I have to say I didn’t fully realize the importance and ubiquity of Chinese food in American life until I read this book. I probably have experienced every aspect of Chinese food in America personally: from that small one run a Chinese from Korea in Alaska to 宝来宫on 72 Street, Forest Hills. But I didn’t reflect upon how symbolic the things associated with Chinese restaurant have become for the American experience: the fortune cookies, the chopsticks in red paper wrapping, the white take-out boxes, the soy-sauce packets, and dishes like General Tso’s chicken, which, not surprisingly, were Kevin and Chris’s favorite.
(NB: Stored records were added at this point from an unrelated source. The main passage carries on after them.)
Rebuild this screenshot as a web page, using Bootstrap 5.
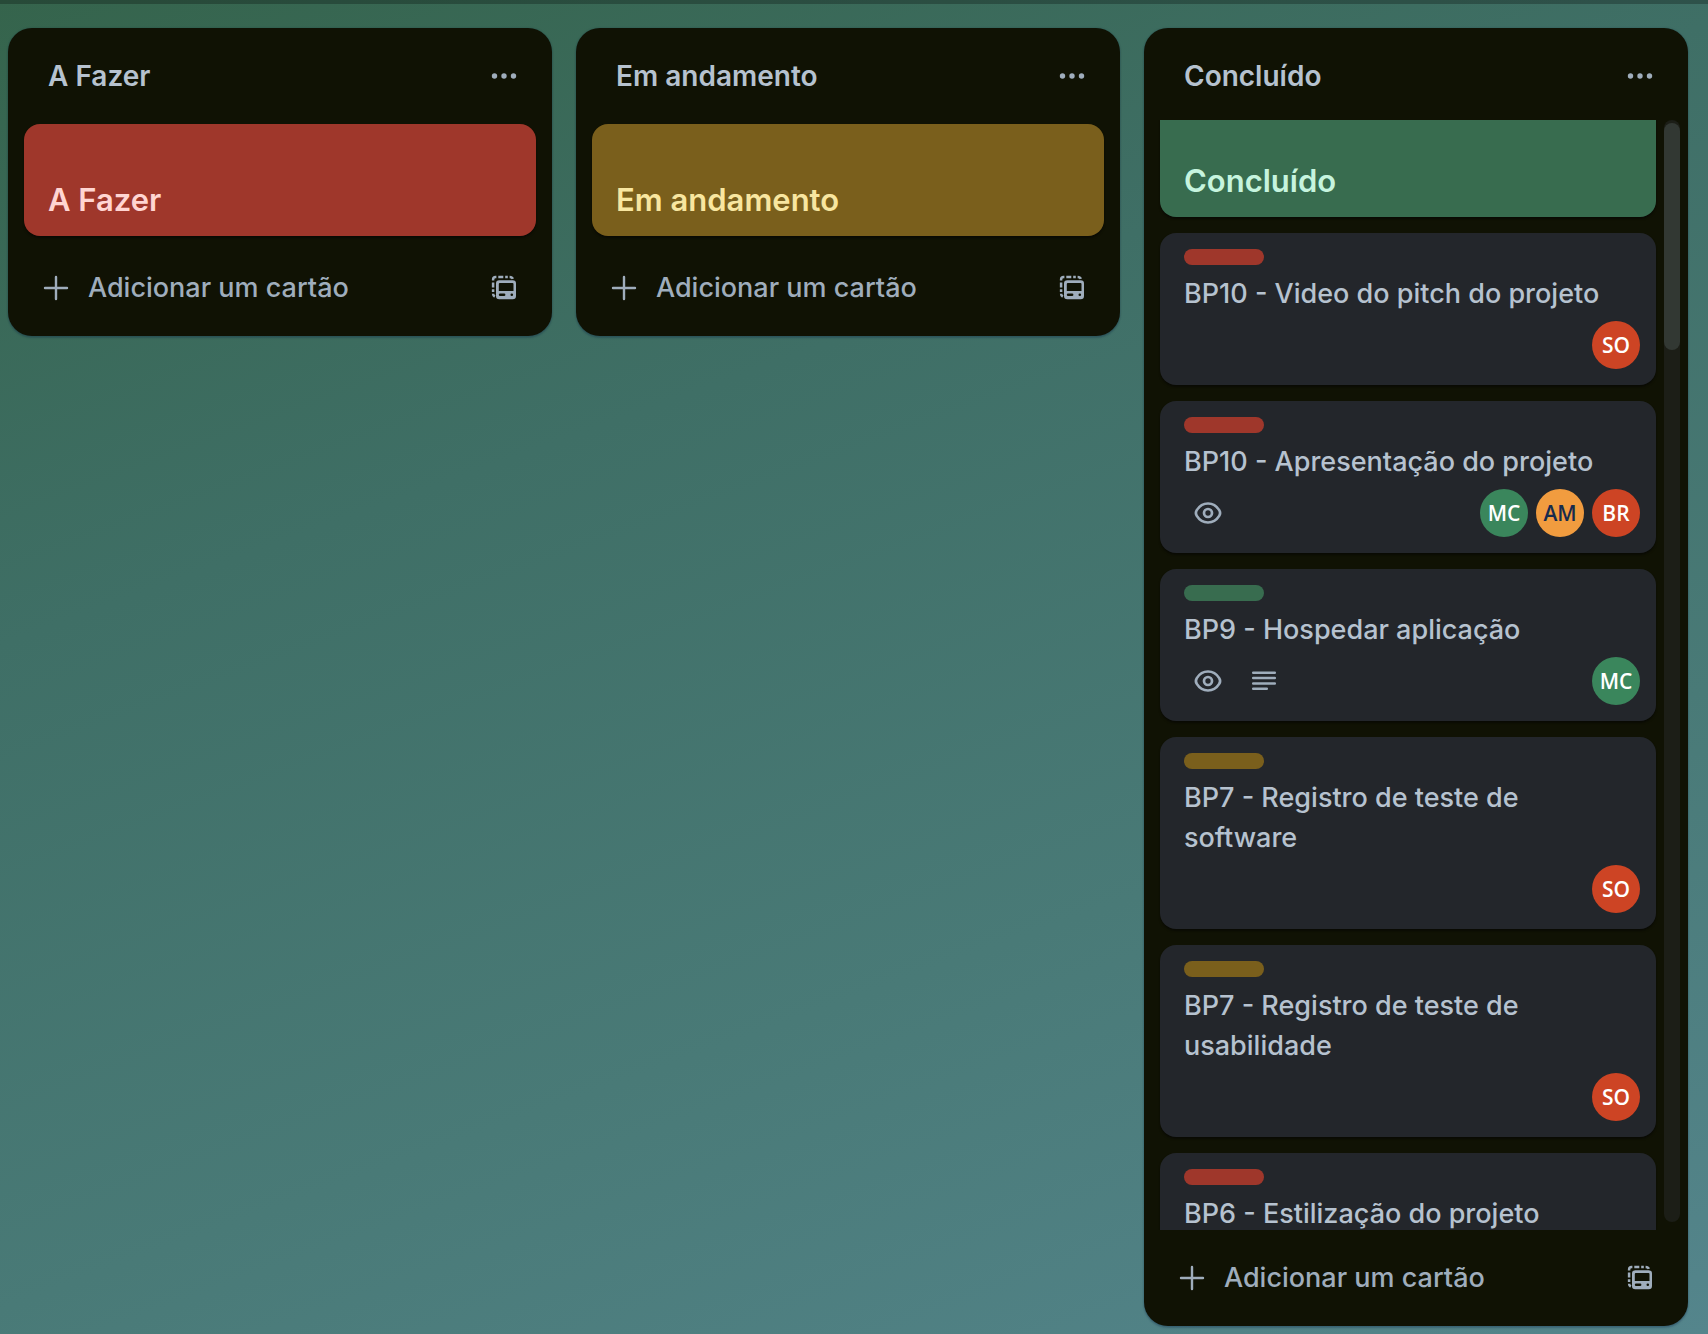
<!DOCTYPE html>
<html lang="pt-BR" data-bs-theme="dark">
<head>
<meta charset="utf-8">
<meta name="viewport" content="width=device-width, initial-scale=1">
<title>Quadro do projeto</title>
<link href="https://cdn.jsdelivr.net/npm/bootstrap@5.3.0/dist/css/bootstrap.min.css" rel="stylesheet">
<style>
  body { font-family: Inter, "Noto Sans", sans-serif; font-size: 27px; line-height: 40px; font-weight: 450; color: #b6c2cf;
    background: linear-gradient(160deg, #35644c, #3f6f66 33%, #497a77 67%, #54858c); }
  svg { display: block; }
  .top-strip { height: 4px; background: rgba(0,0,0,.26); }
  .board { padding: 24px 20px 8px 8px; gap: 24px; min-height: 0; }
  .lane { flex: 1 1 0; min-width: 0; max-height: 100%; background: #101204; border-radius: 24px;
    box-shadow: 0 2px 2px rgba(9,30,66,.25), 0 0 2px rgba(9,30,66,.31); }
  .lane-head { padding: 16px 16px 12px 40px; }
  .lane-head h2 { font-size: 28px; line-height: 40px; font-weight: 600; color: #b6c2cf; }
  .lane-foot { padding: 16px; }
  .btn-lane { --bs-btn-color: #9fadbc; --bs-btn-hover-color: #b6c2cf; --bs-btn-hover-bg: #22272b;
    --bs-btn-font-size: 27px; --bs-btn-line-height: 40px; --bs-btn-font-weight: 550;
    --bs-btn-border-radius: 16px; height: 64px; border: 0; }
  .btn-tool { width: 64px; }
  .btn-tool svg { margin: 0 auto; }
  .task-list { padding: 4px 16px; gap: 16px; }
  .task-scroll { overflow-y: auto; scrollbar-width: none; padding-right: 8px; min-height: 0; }
  .task-scroll::-webkit-scrollbar { display: none; }
  .task { border-radius: 16px; padding: 16px 24px; flex: none; box-shadow: 0 2px 2px rgba(3,4,4,.5); }
  .task-body { background: #23262b; }
  .task-cover { height: 112px; font-size: 31px; font-weight: 600; }
  .tag { width: 80px; height: 16px; border-radius: 8px; margin-bottom: 9px; }
  .tone-red { background: #9f372b; color: #ffd5d2; }
  .tone-yellow { background: #7a5f1c; color: #f8e6a0; }
  .tone-green { background: #386c4f; color: #c6f4de; }
  .task-meta { height: 48px; margin: 7px -8px 0 0; }
  .task-icons { padding-left: 8px; gap: 24px; color: #9fadbc; }
  .member { width: 48px; height: 48px; font: 650 21px/48px "Open Sans", "Noto Sans", sans-serif; color: #fff; }
  .member-red { background: #cd4424; }
  .member-green { background: #3a865c; }
  .member-orange { background: #f19c3f; color: #172b4d; }
  .rail { width: 16px; margin: 0 8px 8px 0; border-radius: 8px; background: #1c1e17; padding-top: 3px; }
  .rail-thumb { height: 227px; border-radius: 8px; background: #323833; }
</style>
<script src="https://cdn.jsdelivr.net/npm/bootstrap@5.3.0/dist/js/bootstrap.bundle.min.js"></script>
</head>
<body class="vh-100 d-flex flex-column overflow-hidden">
<svg class="d-none" aria-hidden="true">
  <symbol id="i-dots" viewBox="0 0 32 32"><g fill="currentColor"><circle cx="6.5" cy="16" r="2.7"/><circle cx="16" cy="16" r="2.7"/><circle cx="25.5" cy="16" r="2.7"/></g></symbol>
  <symbol id="i-plus" viewBox="0 0 32 32"><path d="M16 5v22M5 16h22" fill="none" stroke="currentColor" stroke-width="2.4" stroke-linecap="round"/></symbol>
  <symbol id="i-template" viewBox="0 0 32 32">
    <path fill="currentColor" fill-rule="evenodd" d="M11.3 8.3h13.4a3.3 3.3 0 0 1 3.3 3.3v12.4a3.3 3.3 0 0 1-3.3 3.3h-13.4a3.3 3.3 0 0 1-3.3-3.3v-12.4a3.3 3.3 0 0 1 3.3-3.3zM11.800 10.900a1 1 0 0 0-1 1v7h14.700v-7a1 1 0 0 0-1-1zM12.100 21.400a1.300 1.300 0 0 0 0 2.600h4a1.300 1.300 0 0 0 0-2.600zM23.800 21.400a1.300 1.300 0 1 0 0 2.600a1.300 1.300 0 0 0 0-2.600z"/>
    <path fill="none" stroke="currentColor" stroke-width="2.5" d="M5.100 8.600V7.600q0-2.500 2.500-2.500h.8M10.300 5.100h5M17.200 5.100h2.600M21.600 5.100q2.500 0 3.200 1.800M5.100 10.600v4.800M5.100 17.300v2.600M5.100 21.700q0 2 1.700 3"/>
  </symbol>
  <symbol id="i-eye" viewBox="0 0 32 32"><g fill="none" stroke="currentColor" stroke-width="2.7"><path d="M16 6.500c4.800 0 8.700 2.600 11.200 6.600q1.800 2.900 0 5.800c-2.500 4-6.400 6.600-11.200 6.600s-8.700-2.600-11.200-6.600q-1.800-2.900 0-5.800c2.500-4 6.400-6.600 11.200-6.600z"/><circle cx="16" cy="16" r="4"/></g></symbol>
  <symbol id="i-text" viewBox="0 0 32 32"><path d="M5.200 7.800h21.600M5.200 13.100h21.600M5.200 18.400h21.600M5.200 23.700h13.600" fill="none" stroke="currentColor" stroke-width="2.500" stroke-linecap="round"/></symbol>
</svg>

<div class="top-strip flex-shrink-0"></div>
<main class="board d-flex align-items-start flex-grow-1">

  <section class="lane d-flex flex-column">
    <header class="lane-head d-flex align-items-center justify-content-between">
      <h2 class="m-0">A Fazer</h2>
      <button type="button" class="btn btn-lane btn-tool p-0" aria-label="Ações da lista"><svg width="32" height="32"><use href="#i-dots"/></svg></button>
    </header>
    <div class="task-list d-flex flex-column">
      <article class="task task-cover tone-red d-flex align-items-end">A Fazer</article>
    </div>
    <footer class="lane-foot d-flex justify-content-between">
      <button type="button" class="btn btn-lane d-flex align-items-center gap-3 px-3 py-0"><svg width="32" height="32"><use href="#i-plus"/></svg>Adicionar um cartão</button>
      <button type="button" class="btn btn-lane btn-tool p-0" aria-label="Criar a partir de modelo"><svg width="32" height="32"><use href="#i-template"/></svg></button>
    </footer>
  </section>

  <section class="lane d-flex flex-column">
    <header class="lane-head d-flex align-items-center justify-content-between">
      <h2 class="m-0">Em andamento</h2>
      <button type="button" class="btn btn-lane btn-tool p-0" aria-label="Ações da lista"><svg width="32" height="32"><use href="#i-dots"/></svg></button>
    </header>
    <div class="task-list d-flex flex-column">
      <article class="task task-cover tone-yellow d-flex align-items-end">Em andamento</article>
    </div>
    <footer class="lane-foot d-flex justify-content-between">
      <button type="button" class="btn btn-lane d-flex align-items-center gap-3 px-3 py-0"><svg width="32" height="32"><use href="#i-plus"/></svg>Adicionar um cartão</button>
      <button type="button" class="btn btn-lane btn-tool p-0" aria-label="Criar a partir de modelo"><svg width="32" height="32"><use href="#i-template"/></svg></button>
    </footer>
  </section>

  <section class="lane d-flex flex-column">
    <header class="lane-head d-flex align-items-center justify-content-between">
      <h2 class="m-0">Concluído</h2>
      <button type="button" class="btn btn-lane btn-tool p-0" aria-label="Ações da lista"><svg width="32" height="32"><use href="#i-dots"/></svg></button>
    </header>
    <div class="d-flex flex-grow-1 overflow-hidden">
      <div class="task-list task-scroll d-flex flex-column flex-grow-1" id="done-list">
        <article class="task task-cover tone-green d-flex align-items-end">Concluído</article>
        <article class="task task-body">
          <div class="tag tone-red"></div>
          <div>BP10 - Video do pitch do projeto</div>
          <div class="task-meta d-flex align-items-center justify-content-end">
            <span class="member member-red rounded-circle text-center">SO</span>
          </div>
        </article>
        <article class="task task-body">
          <div class="tag tone-red"></div>
          <div>BP10 - Apresentação do projeto</div>
          <div class="task-meta d-flex align-items-center justify-content-between">
            <div class="task-icons d-flex"><svg width="32" height="32"><use href="#i-eye"/></svg></div>
            <div class="d-flex gap-2">
              <span class="member member-green rounded-circle text-center">MC</span>
              <span class="member member-orange rounded-circle text-center">AM</span>
              <span class="member member-red rounded-circle text-center">BR</span>
            </div>
          </div>
        </article>
        <article class="task task-body">
          <div class="tag tone-green"></div>
          <div>BP9 - Hospedar aplicação</div>
          <div class="task-meta d-flex align-items-center justify-content-between">
            <div class="task-icons d-flex"><svg width="32" height="32"><use href="#i-eye"/></svg><svg width="32" height="32"><use href="#i-text"/></svg></div>
            <span class="member member-green rounded-circle text-center">MC</span>
          </div>
        </article>
        <article class="task task-body">
          <div class="tag tone-yellow"></div>
          <div>BP7 - Registro de teste de software</div>
          <div class="task-meta d-flex align-items-center justify-content-end">
            <span class="member member-red rounded-circle text-center">SO</span>
          </div>
        </article>
        <article class="task task-body">
          <div class="tag tone-yellow"></div>
          <div>BP7 - Registro de teste de usabilidade</div>
          <div class="task-meta d-flex align-items-center justify-content-end">
            <span class="member member-red rounded-circle text-center">SO</span>
          </div>
        </article>
        <article class="task task-body">
          <div class="tag tone-red"></div>
          <div>BP6 - Estilização do projeto</div>
          <div class="task-meta"></div>
        </article>
      </div>
      <div class="rail flex-shrink-0"><div class="rail-thumb"></div></div>
    </div>
    <footer class="lane-foot d-flex justify-content-between">
      <button type="button" class="btn btn-lane d-flex align-items-center gap-3 px-3 py-0"><svg width="32" height="32"><use href="#i-plus"/></svg>Adicionar um cartão</button>
      <button type="button" class="btn btn-lane btn-tool p-0" aria-label="Criar a partir de modelo"><svg width="32" height="32"><use href="#i-template"/></svg></button>
    </footer>
  </section>
</main>
<script>
  // The finished list opens slightly scrolled.
  document.getElementById('done-list').scrollTop = 19;
</script>
</body>
</html>
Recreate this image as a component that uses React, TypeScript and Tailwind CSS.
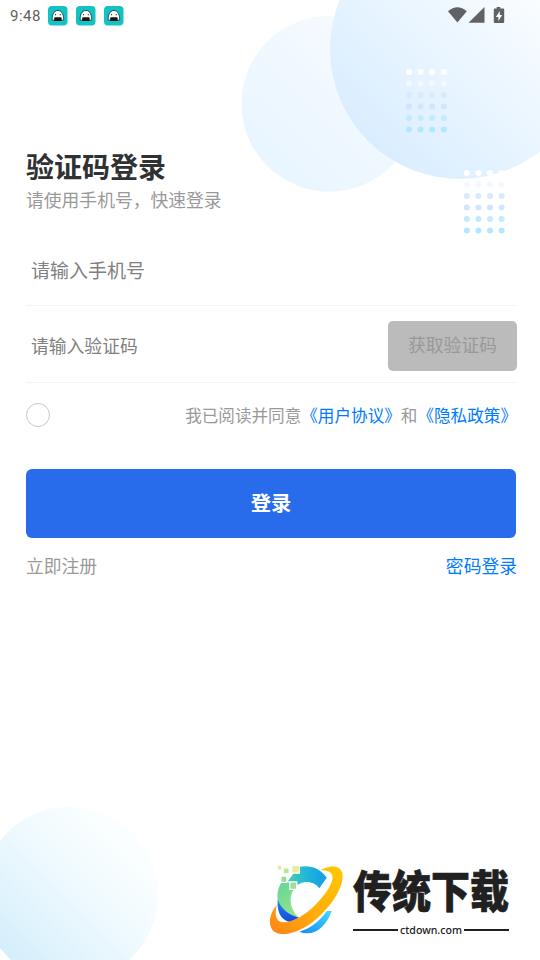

My experience with Chinese food in America started with a false sense of familiarity, based on the mistaken assumption that I knew Chinese food better than Americans. It then went to surprise blended with some disgust: how could Chinese food be like these! What the heck is General Tso’s chicken?!
As my sojourning in America prolonged, I then started to experience Chinese food in America as a newly acquainted, but easily close friend. We began to search for it as our rescue and our last resort when traveling in culinary waste land, which was pretty much everywhere in the US outside the big cities. Despite our resolution to try to finally stay away from Chinese restaurant in a trip, we still crawled back to a dimly lit chifa in Cuzco adorned with red lanterns that made it look more like a brothel than a restaurant. The dishes were both familiar and horrible, just like what you would expect from a Chinese restaurant in a small American town, but the feeling was warm and the sense of homecoming palpable. No matter how bad a Chinese meal is, at least we can always confidently laugh at it and, at the same time, warmly savor the pride of being Chinese, even though that broccoli beef may have been cooked up by a Quechua-speaking Peruvian, who thought their deposed president Fujimori was a Chino.